• [EXERCISE BRIEF]:
Gather, from the listing beneath this task, every line holding the string "styles".

***** DATA EXTRACT *****

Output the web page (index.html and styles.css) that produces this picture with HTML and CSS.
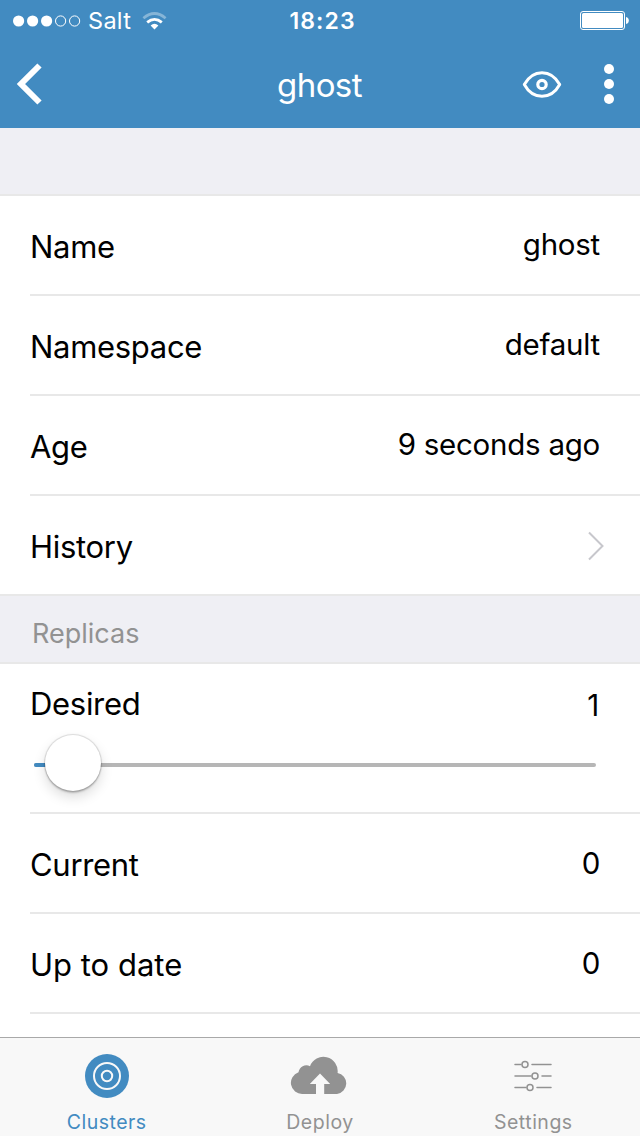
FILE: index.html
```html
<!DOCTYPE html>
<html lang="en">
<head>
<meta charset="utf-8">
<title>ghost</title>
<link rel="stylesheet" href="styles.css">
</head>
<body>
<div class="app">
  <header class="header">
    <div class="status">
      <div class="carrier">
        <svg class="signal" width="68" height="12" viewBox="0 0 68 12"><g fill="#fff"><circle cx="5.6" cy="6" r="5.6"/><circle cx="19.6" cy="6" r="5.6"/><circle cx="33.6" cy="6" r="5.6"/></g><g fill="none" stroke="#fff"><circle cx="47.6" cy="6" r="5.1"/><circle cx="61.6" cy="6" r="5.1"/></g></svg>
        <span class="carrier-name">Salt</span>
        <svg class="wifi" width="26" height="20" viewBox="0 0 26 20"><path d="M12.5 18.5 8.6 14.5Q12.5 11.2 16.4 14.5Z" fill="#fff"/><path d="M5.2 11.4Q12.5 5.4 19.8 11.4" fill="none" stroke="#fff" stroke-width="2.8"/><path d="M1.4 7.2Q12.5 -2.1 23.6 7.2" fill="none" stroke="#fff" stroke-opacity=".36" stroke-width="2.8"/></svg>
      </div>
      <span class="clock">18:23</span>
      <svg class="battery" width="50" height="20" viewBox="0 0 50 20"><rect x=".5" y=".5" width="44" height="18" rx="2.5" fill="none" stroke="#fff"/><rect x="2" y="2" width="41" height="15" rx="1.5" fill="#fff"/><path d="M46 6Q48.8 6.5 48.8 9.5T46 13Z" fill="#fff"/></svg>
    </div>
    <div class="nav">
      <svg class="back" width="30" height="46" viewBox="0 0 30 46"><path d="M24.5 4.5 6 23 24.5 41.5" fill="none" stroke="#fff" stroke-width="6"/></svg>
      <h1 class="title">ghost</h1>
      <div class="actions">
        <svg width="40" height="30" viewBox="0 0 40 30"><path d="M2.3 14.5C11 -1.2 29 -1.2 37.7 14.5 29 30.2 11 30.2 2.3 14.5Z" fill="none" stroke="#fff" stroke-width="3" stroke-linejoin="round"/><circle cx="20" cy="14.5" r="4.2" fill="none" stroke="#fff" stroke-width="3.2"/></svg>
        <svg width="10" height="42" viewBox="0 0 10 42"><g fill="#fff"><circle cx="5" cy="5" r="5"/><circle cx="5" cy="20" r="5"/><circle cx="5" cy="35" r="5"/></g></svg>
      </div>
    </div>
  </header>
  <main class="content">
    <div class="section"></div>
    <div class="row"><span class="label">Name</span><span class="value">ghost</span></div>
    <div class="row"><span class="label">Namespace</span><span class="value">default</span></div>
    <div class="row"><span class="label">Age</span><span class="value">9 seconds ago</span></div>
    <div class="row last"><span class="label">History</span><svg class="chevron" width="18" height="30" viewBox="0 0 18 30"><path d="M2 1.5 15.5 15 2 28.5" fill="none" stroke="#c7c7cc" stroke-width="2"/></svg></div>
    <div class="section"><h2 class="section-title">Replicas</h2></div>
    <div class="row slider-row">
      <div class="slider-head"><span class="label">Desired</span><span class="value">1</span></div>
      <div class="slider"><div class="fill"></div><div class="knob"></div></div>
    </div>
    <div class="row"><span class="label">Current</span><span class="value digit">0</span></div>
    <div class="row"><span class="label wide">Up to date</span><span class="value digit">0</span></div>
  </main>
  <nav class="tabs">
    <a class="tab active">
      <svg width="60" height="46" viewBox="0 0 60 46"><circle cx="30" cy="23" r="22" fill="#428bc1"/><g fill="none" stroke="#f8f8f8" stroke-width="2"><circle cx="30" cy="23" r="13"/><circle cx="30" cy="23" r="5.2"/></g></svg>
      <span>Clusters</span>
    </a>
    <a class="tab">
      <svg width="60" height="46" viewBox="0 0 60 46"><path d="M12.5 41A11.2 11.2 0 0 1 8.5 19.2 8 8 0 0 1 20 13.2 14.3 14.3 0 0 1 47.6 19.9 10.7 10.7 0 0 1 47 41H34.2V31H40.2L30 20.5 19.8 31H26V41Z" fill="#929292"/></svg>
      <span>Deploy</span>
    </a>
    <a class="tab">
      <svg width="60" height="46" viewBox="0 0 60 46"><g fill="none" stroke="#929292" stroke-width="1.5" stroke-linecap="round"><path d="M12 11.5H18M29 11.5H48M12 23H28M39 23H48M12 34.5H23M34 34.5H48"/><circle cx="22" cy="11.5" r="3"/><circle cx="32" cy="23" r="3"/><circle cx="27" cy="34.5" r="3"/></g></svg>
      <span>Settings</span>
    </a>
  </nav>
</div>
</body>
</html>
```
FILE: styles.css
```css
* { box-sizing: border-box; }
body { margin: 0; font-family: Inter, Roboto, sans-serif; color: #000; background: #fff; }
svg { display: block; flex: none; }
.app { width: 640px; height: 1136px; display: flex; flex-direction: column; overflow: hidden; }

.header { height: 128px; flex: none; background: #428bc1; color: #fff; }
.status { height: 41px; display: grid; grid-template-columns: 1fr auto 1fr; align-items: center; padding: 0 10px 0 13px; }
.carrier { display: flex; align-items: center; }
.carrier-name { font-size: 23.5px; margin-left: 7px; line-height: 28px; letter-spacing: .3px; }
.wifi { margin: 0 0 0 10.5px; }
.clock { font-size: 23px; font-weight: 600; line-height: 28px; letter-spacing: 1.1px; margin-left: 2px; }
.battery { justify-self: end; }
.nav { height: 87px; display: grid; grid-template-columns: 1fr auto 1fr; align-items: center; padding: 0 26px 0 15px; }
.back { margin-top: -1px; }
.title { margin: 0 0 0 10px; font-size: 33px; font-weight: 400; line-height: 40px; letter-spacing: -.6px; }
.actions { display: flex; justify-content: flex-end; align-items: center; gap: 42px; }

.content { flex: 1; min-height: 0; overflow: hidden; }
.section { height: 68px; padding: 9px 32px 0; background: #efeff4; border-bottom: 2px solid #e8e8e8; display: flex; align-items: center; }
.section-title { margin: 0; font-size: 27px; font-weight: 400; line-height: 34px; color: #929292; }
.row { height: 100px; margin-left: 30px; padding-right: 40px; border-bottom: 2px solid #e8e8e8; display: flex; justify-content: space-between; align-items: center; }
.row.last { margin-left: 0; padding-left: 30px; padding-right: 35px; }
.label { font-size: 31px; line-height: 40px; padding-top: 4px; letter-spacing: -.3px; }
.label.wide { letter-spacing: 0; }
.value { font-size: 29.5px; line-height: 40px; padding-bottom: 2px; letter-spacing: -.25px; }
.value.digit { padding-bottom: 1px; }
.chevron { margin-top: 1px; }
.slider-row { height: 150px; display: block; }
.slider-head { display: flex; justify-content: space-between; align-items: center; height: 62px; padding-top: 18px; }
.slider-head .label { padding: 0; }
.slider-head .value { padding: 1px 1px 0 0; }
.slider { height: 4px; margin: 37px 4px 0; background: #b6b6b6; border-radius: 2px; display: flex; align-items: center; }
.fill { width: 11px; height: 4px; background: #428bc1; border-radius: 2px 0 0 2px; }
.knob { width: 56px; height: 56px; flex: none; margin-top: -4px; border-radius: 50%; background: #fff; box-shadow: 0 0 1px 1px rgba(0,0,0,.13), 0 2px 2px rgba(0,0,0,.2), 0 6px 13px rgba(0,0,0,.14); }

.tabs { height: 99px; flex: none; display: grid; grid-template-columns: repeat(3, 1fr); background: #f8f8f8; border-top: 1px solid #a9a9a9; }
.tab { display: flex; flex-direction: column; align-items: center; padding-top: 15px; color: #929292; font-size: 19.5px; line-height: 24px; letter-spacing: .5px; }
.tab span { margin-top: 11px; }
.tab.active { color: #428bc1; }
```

*****

• [TASK RESPONSE]:
Output the web page (index.html and styles.css) that produces this picture with HTML and CSS.
<link rel="stylesheet" href="styles.css">
FILE: styles.css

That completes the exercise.